Formation of fullerenes in MeV-ion sputtering from organic solids

Abstract

Even-numbered positive-ion carbon clusters (${\mathrm{C}}_{2\mathit{n}}$, n=20,21,...) are ejected from a solid film of organic polymer—poly(vinylidene difluoride) (PVDF)—when bombarded by MeV atomic ions. Carbon-cluster ions are formed as a result of a single primary-ion impact. The distribution of cluster sizes suggests that the clusters have closed carbon-cage (fullerene) structure. Measurements of the yield and initial-velocity distributions of the ejected cluster ions are performed in a time-of-flight mass spectrometer equipped with an electrostatic ion mirror. The results are compared to data for ions ejected by MeV projectiles from films of synthetic fullerene (${\mathrm{C}}_{60}$ and ${\mathrm{C}}_{70}$) targets. The initial-radial-velocity distribution for cluster ions ejected from the polymer differ markedly from those of synthetic fullerene targets.

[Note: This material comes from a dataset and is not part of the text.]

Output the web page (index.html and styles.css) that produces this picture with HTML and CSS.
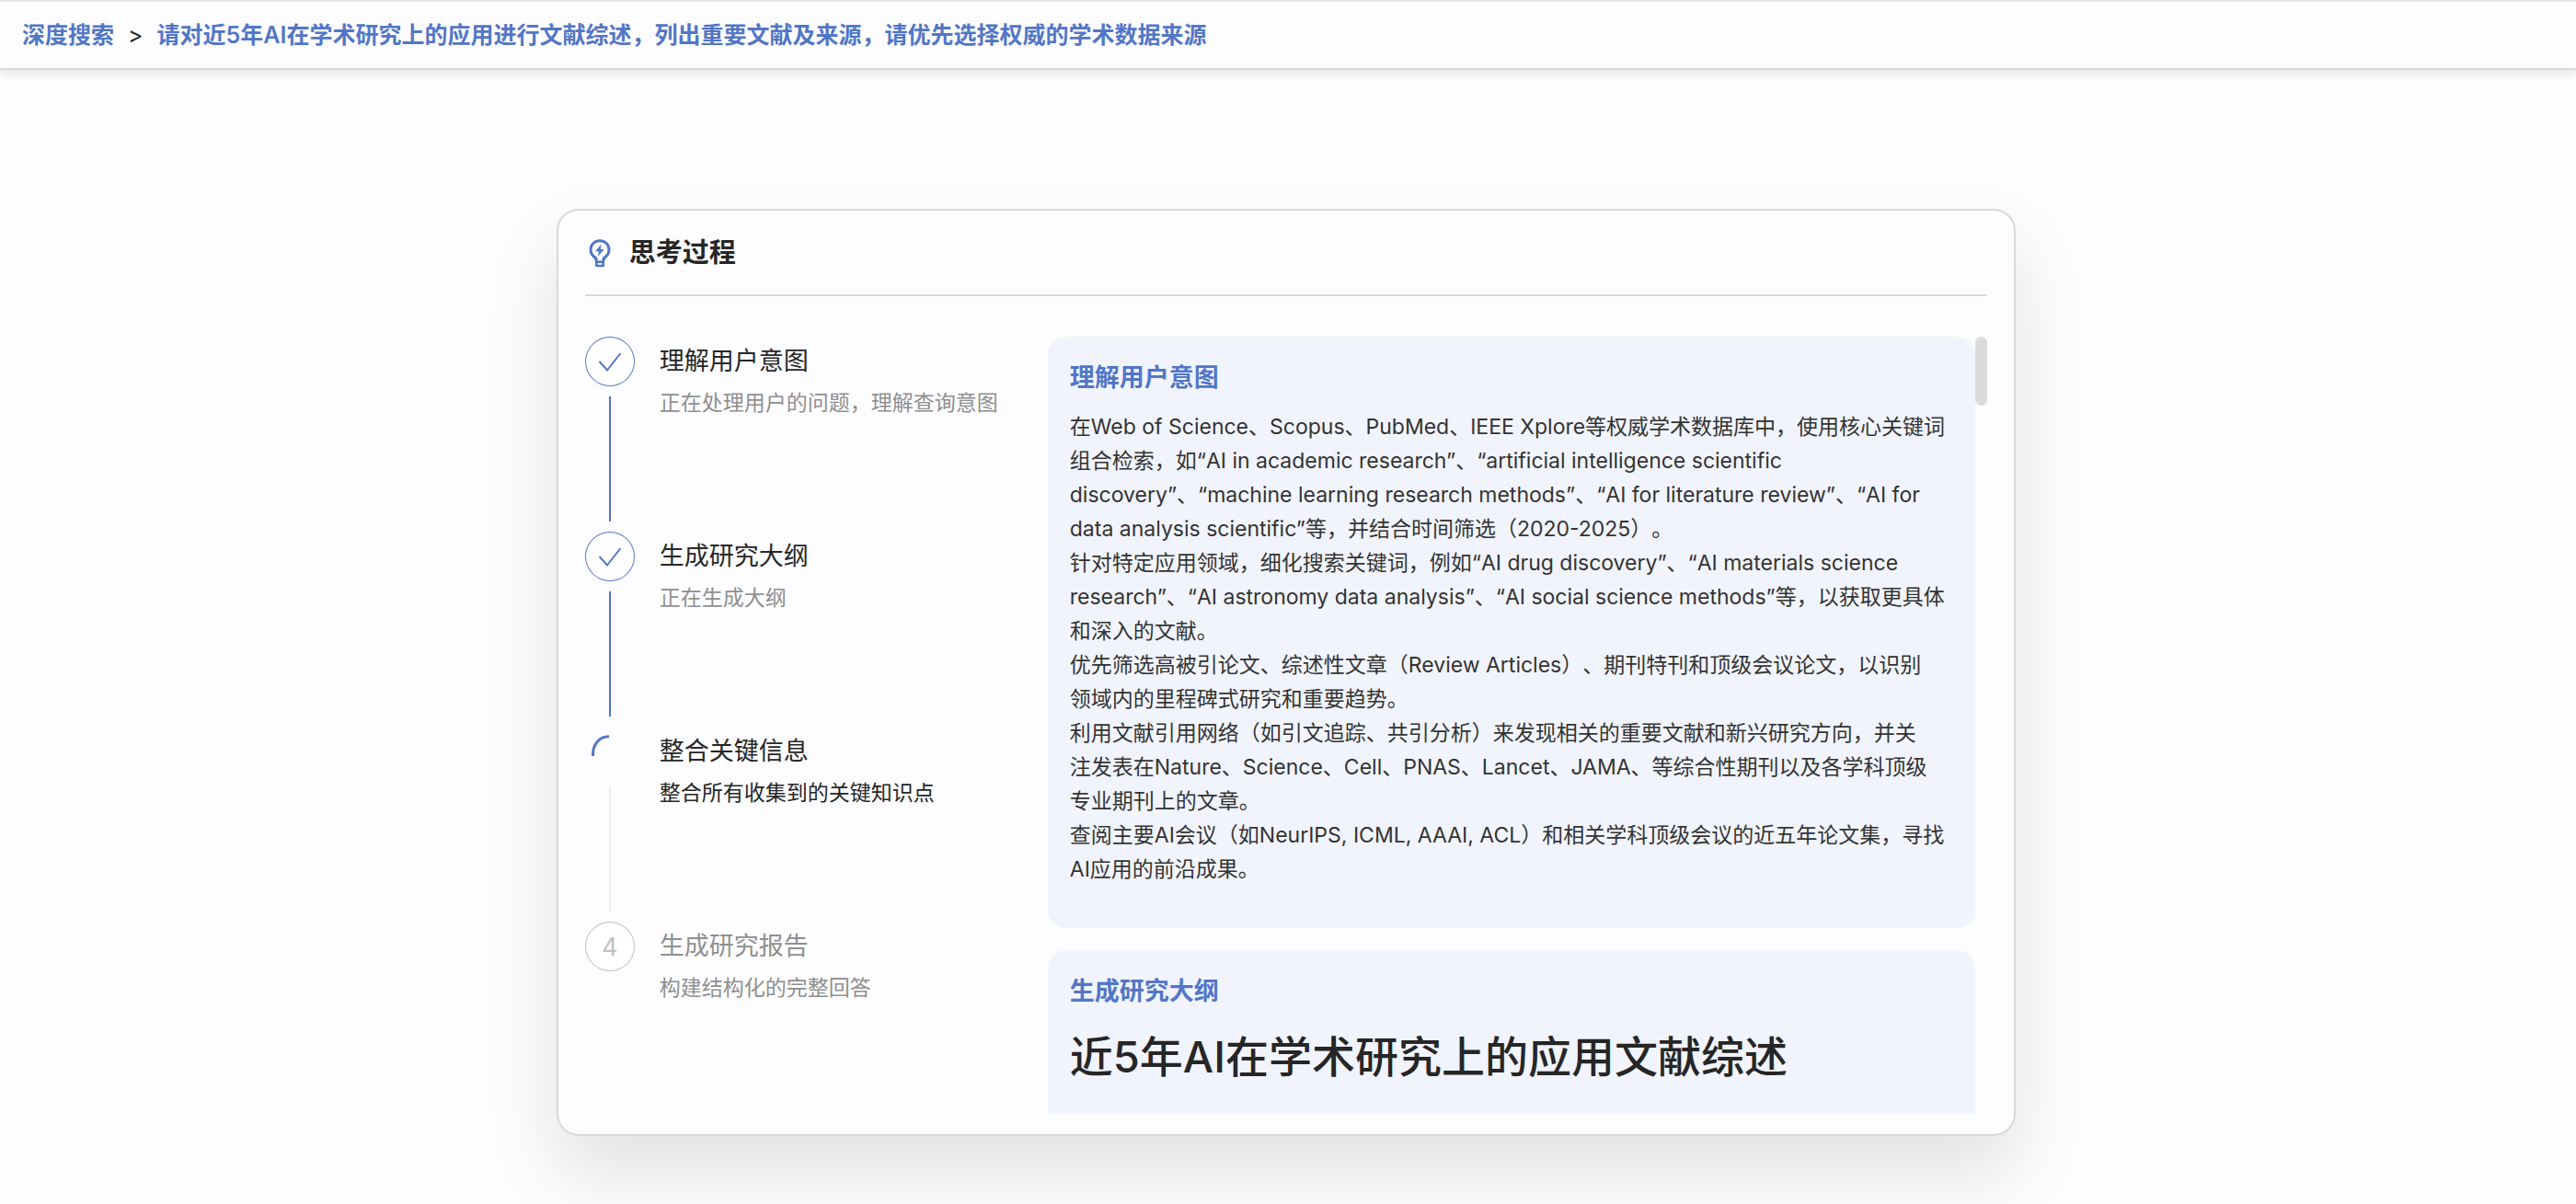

While ${\mathrm{C}}_{60}$ and ${\mathrm{C}}_{70}$ ions from synthetic fullerene targets have ejection-angle distributions symmetric with respect to the target-surface normal, the mean takeoff angle of carbon-cluster ions ejected from PVDF is off-normal and towards the direction of the incoming primary ion. It is also a clear indication that carbon-cluster ions ejected from PVDF originate in the high-energy-density region created by the fast primary ion. Experiments for establishing the dependence of the carbon-cluster yield Y on the energy loss of the primary ion have been performed. A stronger dependence of the yield for the ${\mathrm{C}}_{60}$ ions desorbed from PVDF targets [Y∝(dE/dx${)}^{3.4}$] than for ions from targets with synthetic ${\mathrm{C}}_{60}$ [Y∝(dE/dx${)}^{2.0}$] has been observed. This supports the conclusion that carbon-cluster ions from PVDF are formed in the axially expanding high-energy-density plasma region.